We analyzed recession periods in Brazil as defined by CODACE (Economic Cycle Dating Committee, FGV). From 1980 to the current recession, Brazil has never experienced two consecutive annual GDP contractions (the only case occurred during the Great Depression of 1929). However, in the recession period between 1981 and 1983, GDP contracted 7.2%. In the three years following the crisis, the economy posted an average growth rate of 7.1%. This recession lasted three years, and GDP took two years to recover its previous level. In the recession between 1990 and 1992 (which began in 3Q89), GDP contracted 2.1%. This crisis went on for two and a half years, and the economy posted an average growth of 4.8% in the three years following the crisis, taking one year to regain pre-recession levels. Although less severe, crises in Brazil since 1980 encompassed more intense recoveries compared to other countries.

The most recent recessions (after 1996) lasted less than two years. Looking at the quarterly frequency since 1996, there were four recession episodes. In these cases, the average period of recovery to pre-recession levels is two quarters. As shown in the chart below, the current recession, which began in 2Q14, has already lasted nine quarters, well above the average lifespan of crises that have occurred in the last twenty years. Considering our scenario, Brazil will probably recover pre-recession GDP levels only in 2019.


It is common to see countries growing at high rates in the years following deep recessions. This growth rate reaches an average of 4.7% in the three years after the recession. Recessions last 3.6 years on average, and countries take an average of 4.6 years to regain their pre-recession levels. Emerging and LatAm countries show higher post-recession growth rates. Countries in which real interest rates fall compared to the pre-recession period boast stronger growth rates; the same goes for countries that posted real exchange-rate depreciation.

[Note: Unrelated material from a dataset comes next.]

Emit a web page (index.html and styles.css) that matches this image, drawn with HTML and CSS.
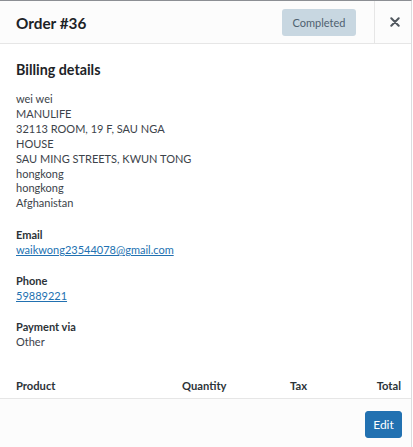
FILE: index.html
```html
<!DOCTYPE html>
<html>
<head>
<meta charset="utf-8">
<link rel="stylesheet" href="styles.css">
</head>
<body>
<div class="modal">
  <header class="modal-header">
    <h1 class="title">Order #36</h1>
    <span class="badge">Completed</span>
    <button class="close" aria-label="Close">
      <svg width="10" height="10" viewBox="0 0 10 10"><path d="M1.3 1.3 L8.7 8.7 M8.7 1.3 L1.3 8.7" stroke="#50575e" stroke-width="2" stroke-linecap="round"/></svg>
    </button>
  </header>
  <section class="modal-body">
    <h2 class="section-title">Billing details</h2>
    <p class="address">wei wei<br>MANULIFE<br>32113 ROOM, 19 F, SAU NGA<br>HOUSE<br>SAU MING STREETS, KWUN TONG<br>hongkong<br>hongkong<br>Afghanistan</p>
    <div class="field">
      <strong>Email</strong>
      <a href="#">waikwong23544078@gmail.com</a>
    </div>
    <div class="field">
      <strong>Phone</strong>
      <a href="#">59889221</a>
    </div>
    <div class="field">
      <strong>Payment via</strong>
      <span>Other</span>
    </div>
    <table class="items">
      <thead>
        <tr><th class="c-product">Product</th><th class="c-qty">Quantity</th><th class="c-tax">Tax</th><th class="c-total">Total</th></tr>
      </thead>
    </table>
  </section>
  <footer class="modal-footer">
    <button class="edit">Edit</button>
  </footer>
</div>
</body>
</html>
```
FILE: styles.css
```css
html, body { margin: 0; padding: 0; }
body {
  background: #fff;
  font-family: "Lato", "Noto Sans", sans-serif;
  font-size: 11px;
  color: #3c434a;
  width: 413px;
  height: 447px;
  overflow: hidden;
}
.modal {
  width: 411px;
  height: 446px;
  border-top: 1px solid #8c8f94;
  border-right: 1px solid #dcdcde;
  background: #fff;
  display: flex;
  flex-direction: column;
  box-sizing: content-box;
}
.modal-header {
  height: 42px;
  flex: none;
  display: flex;
  align-items: center;
  background: #fcfcfc;
  border-bottom: 1px solid #e6e6e6;
}
.title {
  margin: 1px 0 0 16px;
  font-size: 15.3px;
  font-weight: 700;
  color: #1d2327;
  flex: 1;
}
.badge {
  background: #c8d7e1;
  color: #4f6170;
  border-radius: 3px;
  height: 27px;
  width: 74px;
  display: flex;
  align-items: center;
  justify-content: center;
  font-size: 11px;
  margin-right: 18px;
  margin-top: 1px;
}
.close {
  width: 37px;
  height: 42px;
  border: 0;
  border-left: 1px solid #e6e6e6;
  background: transparent;
  padding: 0 0 0 4px;
  display: flex;
  align-items: center;
  justify-content: center;
}
.modal-body {
  flex: 1;
  overflow: hidden;
  padding: 16px 10px 0 16px;
}
.section-title {
  margin: 0 0 12px;
  font-size: 14.3px;
  font-weight: 700;
  color: #1d2327;
  line-height: 20px;
}
.address {
  margin: 0 0 17px;
  line-height: 14.9px;
}
.field {
  display: flex;
  flex-direction: column;
  line-height: 14.5px;
  margin-bottom: 17px;
}
.field strong { color: #2c3338; font-weight: 700; }
.field a { color: #2271b1; text-decoration: underline; }
.items {
  width: 100%;
  border-collapse: collapse;
  margin-top: 29px;
}
.items th {
  font-weight: 700;
  font-size: 11.2px;
  color: #2c3338;
  padding: 0;
  line-height: 15px;
  text-align: left;
}
.c-product { width: 166px; }
.c-qty { width: 108px; }
.items th.c-total { text-align: right; }
.modal-footer {
  flex: none;
  height: 48px;
  background: #fcfcfc;
  border-top: 1px solid #e6e6e6;
  display: flex;
  justify-content: flex-end;
  align-items: center;
  padding-right: 9px;
}
.edit {
  background: #2271b1;
  color: #fff;
  border: 1px solid #2271b1;
  border-radius: 3px;
  height: 27px;
  width: 37px;
  padding: 0;
  font-family: inherit;
  font-size: 12px;
  margin-top: 3px;
}
```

In its current cycle, Brazil shares similar aspects to countries that display faster recoveries, such as the exchange-rate depreciation. We expect that, if the process of economic adjustment – particularly on the fiscal front – continues to advance, the country may again see stronger growth rates.


Laura Pitta
Lourenço Paiva

[2] The group of selected countries includes developed countries (OECD, high GDP as determined by the World Bank and IMF), emerging countries, Latin American countries, and those with a population greater than one million. We excluded major financial-crisis episodes (Mexico, Thailand and more recently, some countries in the euro zone), and war episodes, situations that do not apply to the Brazilian case. We did not include countries with insufficient pre-/post-recession data.

[3] Usually listed by institutions: IMF, Brics + Next Eleven, FTSE, MSCI, S&P, EM bond index, Dow Jones, Russell, Columbia University EMGP, BBVA.